It Ain’t What I Thought 

Don’t know where I am. I’ve thought seriously about euthanasia regarding the battle of will in the old age of life, and the realization that humans are not what I thought we were. This is a part of the story in the last chapter of an incomplete book of my life.

Are all citizens to be respected? What does that look like if you answered yes? If your answer is no?

It’s my experience that all humans are just like any other animal but for one aspect . . . a mind that all have, but all do not use reflexively or consciously in self awareness. 

This is the foundation of idealized human concepts of themselves vs the actual. It’s like the heroic athlete on a home town football team.

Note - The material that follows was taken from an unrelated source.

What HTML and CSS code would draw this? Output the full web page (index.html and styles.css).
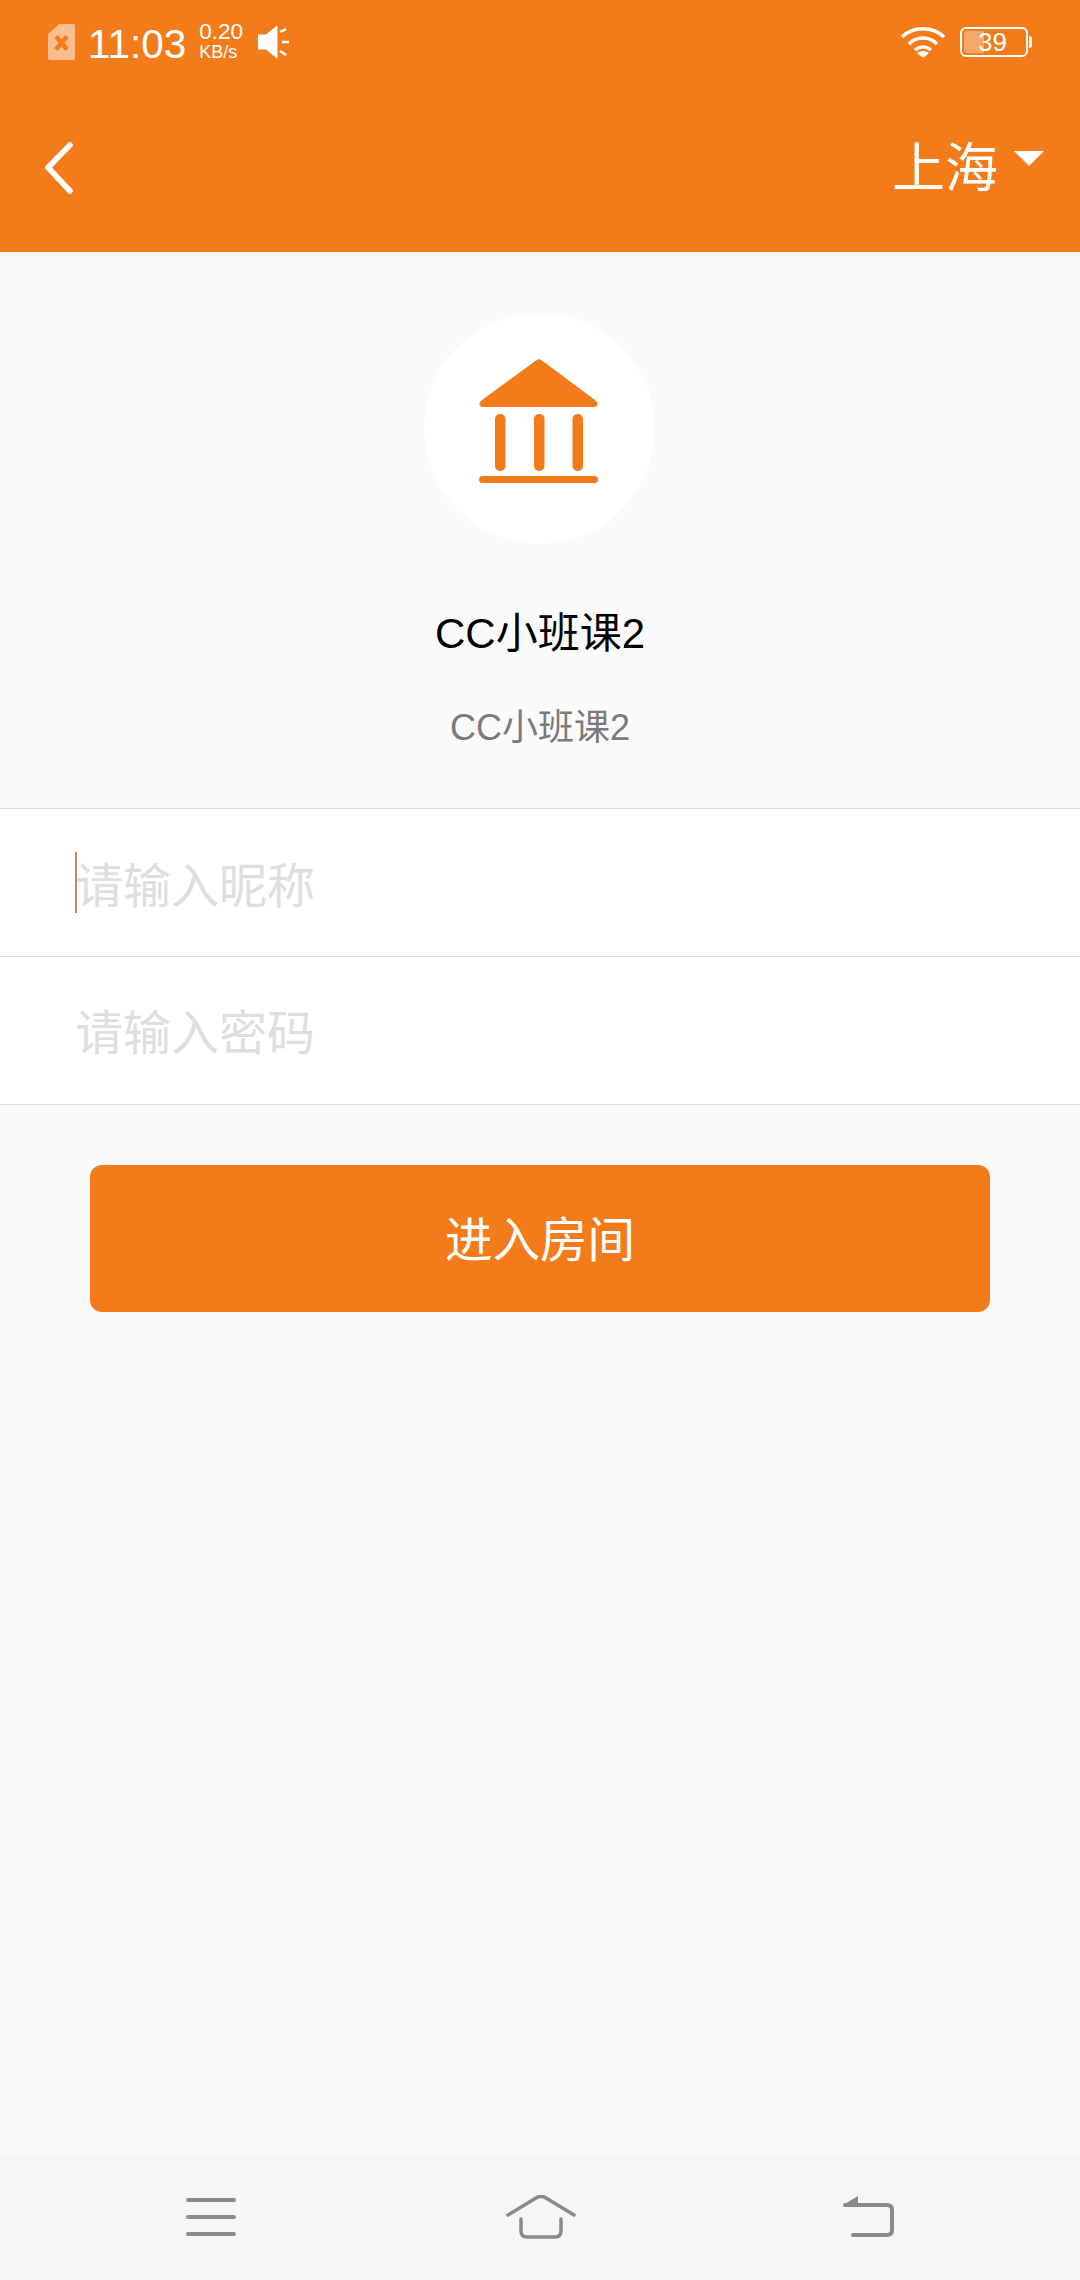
FILE: index.html
```html
<html>
<head>
  <meta charset="utf-8">
  <link rel="stylesheet" href="styles.css">
</head>
<body>
<div class="page">
  <div class="header">
    <div class="status">
      <svg class="sim" width="27" height="36" viewBox="0 0 27 36">
        <path d="M11 0H25a2 2 0 0 1 2 2V34a2 2 0 0 1-2 2H2a2 2 0 0 1-2-2V10z" fill="#fff" opacity=".5"/>
        <path d="M8 12.500l11 13M19 12.500L8 25.500" stroke="#f47b1a" stroke-width="4.500" fill="none"/>
      </svg>
      <span class="time">11:03</span>
      <div class="speed"><span>0.20</span><span class="unit">KB/s</span></div>
      <svg class="speaker" width="32" height="34" viewBox="0 0 32 34">
        <path d="M0 10H8L19 1V33L8 24H0z" fill="#fff" stroke="#fff" stroke-width="1" stroke-linejoin="round"/>
        <path d="M22 7l6-3M24 17h7M22 26l6 4" stroke="#fff" stroke-width="2.500" fill="none"/>
      </svg>
      <div class="status-right">
        <svg class="wifi" width="46" height="32" viewBox="0 0 46 32">
          <path d="M2 11C13 0 33 0 44 11M9 18C17 10 29 10 37 18M15 24C20 20 26 20 31 24" stroke="#fff" stroke-width="3.500" fill="none"/>
          <path d="M17 27Q23 23 29 27L23 32z" fill="#fff"/>
        </svg>
        <div class="battery">
          <div class="battery-fill"></div>
          <span class="battery-num">39</span>
        </div>
        <div class="battery-tip"></div>
      </div>
    </div>
    <div class="toolbar">
      <svg class="back" width="30" height="52" viewBox="0 0 30 52">
        <path d="M26 3L4 25.500L26 49" stroke="#fff" stroke-width="5.500" stroke-linecap="round" stroke-linejoin="round" fill="none"/>
      </svg>
      <div class="city">
        <span class="city-name">上海</span>
        <div class="arrow"></div>
      </div>
    </div>
  </div>

  <div class="room">
    <div class="logo">
      <svg width="231" height="231" viewBox="0 0 231 231">
        <path d="M112 47.500Q115 45 118 47.500L171 87Q174.500 90 173.500 92Q172.500 94 170 94H59Q56.500 94 55.500 92Q54.500 90 58 87z" fill="#f47b1a"/>
        <rect x="71" y="101" width="10.500" height="57" rx="5" fill="#f47b1a"/>
        <rect x="110" y="101" width="10.500" height="57" rx="5" fill="#f47b1a"/>
        <rect x="148.500" y="101" width="10.500" height="57" rx="5" fill="#f47b1a"/>
        <rect x="55" y="163" width="119" height="7" rx="3.500" fill="#f47b1a"/>
      </svg>
    </div>
    <div class="room-name">CC小班课2</div>
    <div class="room-desc">CC小班课2</div>
  </div>

  <div class="form">
    <div class="row">
      <div class="caret"></div>
      <span class="hint">请输入昵称</span>
    </div>
    <div class="row row-second">
      <span class="hint">请输入密码</span>
    </div>
  </div>

  <div class="enter-btn">进入房间</div>

  <div class="navbar">
    <svg width="50" height="40" viewBox="0 0 50 40">
      <path d="M2 3H48M2 20H48M2 37H48" stroke="#8a8a8a" stroke-width="4" stroke-linecap="round" fill="none"/>
    </svg>
    <svg class="nav-home" width="70" height="44" viewBox="0 0 70 44">
      <path d="M2 20L30 3Q35 0 40 3L68 20" stroke="#8a8a8a" stroke-width="3.500" stroke-linecap="round" fill="none"/>
      <path d="M15 24V36Q15 42 21 42H49Q55 42 55 36V24" stroke="#8a8a8a" stroke-width="3.500" stroke-linecap="round" fill="none"/>
    </svg>
    <svg width="51" height="42" viewBox="0 0 51 42">
      <path d="M0 9L15 0V9z" fill="#8a8a8a"/>
      <path d="M2 9H44Q49 9 49 14V34Q49 39 44 39H10" stroke="#8a8a8a" stroke-width="4" stroke-linecap="round" fill="none"/>
    </svg>
  </div>
</div>
</body>
</html>
```
FILE: styles.css
```css
body {
  margin: 0;
  background-color: #fafafa;
  font-family: "Liberation Sans", "Noto Sans CJK SC", sans-serif;
}

.page {
  display: flex;
  flex-direction: column;
  height: 2280px;
}

.header {
  height: 252px;
  background-color: #f47b1a;
  color: #fff;
}

.status {
  display: flex;
  align-items: center;
  height: 84px;
  padding: 0 48px 0 48px;
}

.time {
  margin: 4px 0 0 13px;
  font-size: 40.500px;
}

.speed {
  display: flex;
  flex-direction: column;
  margin-left: 13px;
  font-size: 22.500px;
  line-height: 20px;
}

.speed .unit {
  font-size: 18px;
  line-height: 20px;
}

.speaker {
  margin-left: 15px;
}

.status-right {
  display: flex;
  align-items: center;
  margin-left: auto;
}

.wifi {
  margin-right: -1px;
}

.battery {
  position: relative;
  box-sizing: border-box;
  width: 68px;
  height: 30px;
  margin-left: 15px;
  border: 2px solid #fff;
  border-radius: 6px;
}

.battery-fill {
  width: 20px;
  height: 22px;
  margin: 2px;
  border-radius: 3px 0 0 3px;
  background-color: #fff;
  opacity: .35;
}

.battery-num {
  position: absolute;
  top: 0;
  left: 16px;
  font-size: 26px;
  line-height: 26px;
}

.battery-tip {
  width: 3px;
  height: 12px;
  margin-left: 1px;
  border-radius: 0 3px 3px 0;
  background-color: #fff;
}

.toolbar {
  display: flex;
  align-items: center;
  justify-content: space-between;
  height: 168px;
  padding: 0 36px 0 44px;
  box-sizing: border-box;
}

.city {
  display: flex;
  font-size: 53px;
  line-height: 72px;
}

.city-name {
  margin-top: 2px;
}

.arrow {
  width: 0;
  height: 0;
  margin: 20px 0 0 16px;
  border-left: 15px solid transparent;
  border-right: 15px solid transparent;
  border-top: 15px solid #fff;
}

.room {
  display: flex;
  flex-direction: column;
  align-items: center;
  height: 556px;
  box-sizing: border-box;
  padding-top: 61px;
}

.logo {
  width: 231px;
  height: 231px;
  margin-right: 1px;
  border-radius: 50%;
  background-color: #fff;
}

.room-name {
  margin-top: 62px;
  font-size: 42px;
  line-height: 56px;
  color: #000;
}

.room-desc {
  margin-top: 42px;
  font-size: 36px;
  line-height: 48px;
  color: #7b7b7b;
}

.form {
  border-top: 1px solid #dedede;
  background-color: #fff;
}

.row {
  position: relative;
  display: flex;
  align-items: center;
  box-sizing: border-box;
  height: 148px;
  padding: 0 0 2px 75px;
  border-bottom: 1px solid #dedede;
}

.row-second {
  padding-bottom: 4px;
}

.hint {
  font-size: 48px;
  color: #dedede;
}

.caret {
  position: absolute;
  left: 75px;
  top: 43px;
  width: 2px;
  height: 61px;
  background-color: #cc8a4e;
}

.enter-btn {
  margin: 60px 90px 0;
  height: 147px;
  border-radius: 12px;
  background-color: #f47b1a;
  color: #fff;
  font-size: 47.500px;
  line-height: 151px;
  text-align: center;
}

.navbar {
  display: flex;
  align-items: center;
  justify-content: space-between;
  height: 126px;
  margin-top: auto;
  padding: 0 186px;
  box-sizing: border-box;
  background-color: #f6f6f6;
}

.nav-home {
  margin-left: 2px;
}
```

These ego patterns form images of self throughout the groups and tribes of all humanity. As we expand our numbers exponentially, the “neighbors hold”  and display the true animal character of the species overall. 

A few of us, 20% or so, demonstrate self-guided consciousness and awareness. The remainder react to a self-serving image of the exclusive me/mine that culture embraces in its collective concept of ownership in ego-expression. Overall, humans seek to glorify themselves, regardless of what is presented.

Stay with me here and lets enter into the character of the human’s neural archetype—its breeding patterns and circumstance—which currently is on the brink of extinction as many do not know nor respond rationally to—life’s demands in living in balance with the principles of biology as a whole. 

This story ends like the biography of all living species . . . death. It is not about humanity exclusively. It is about our species succeeding or failing in the fact of meeting the demands of life’s existence. It’s life or death.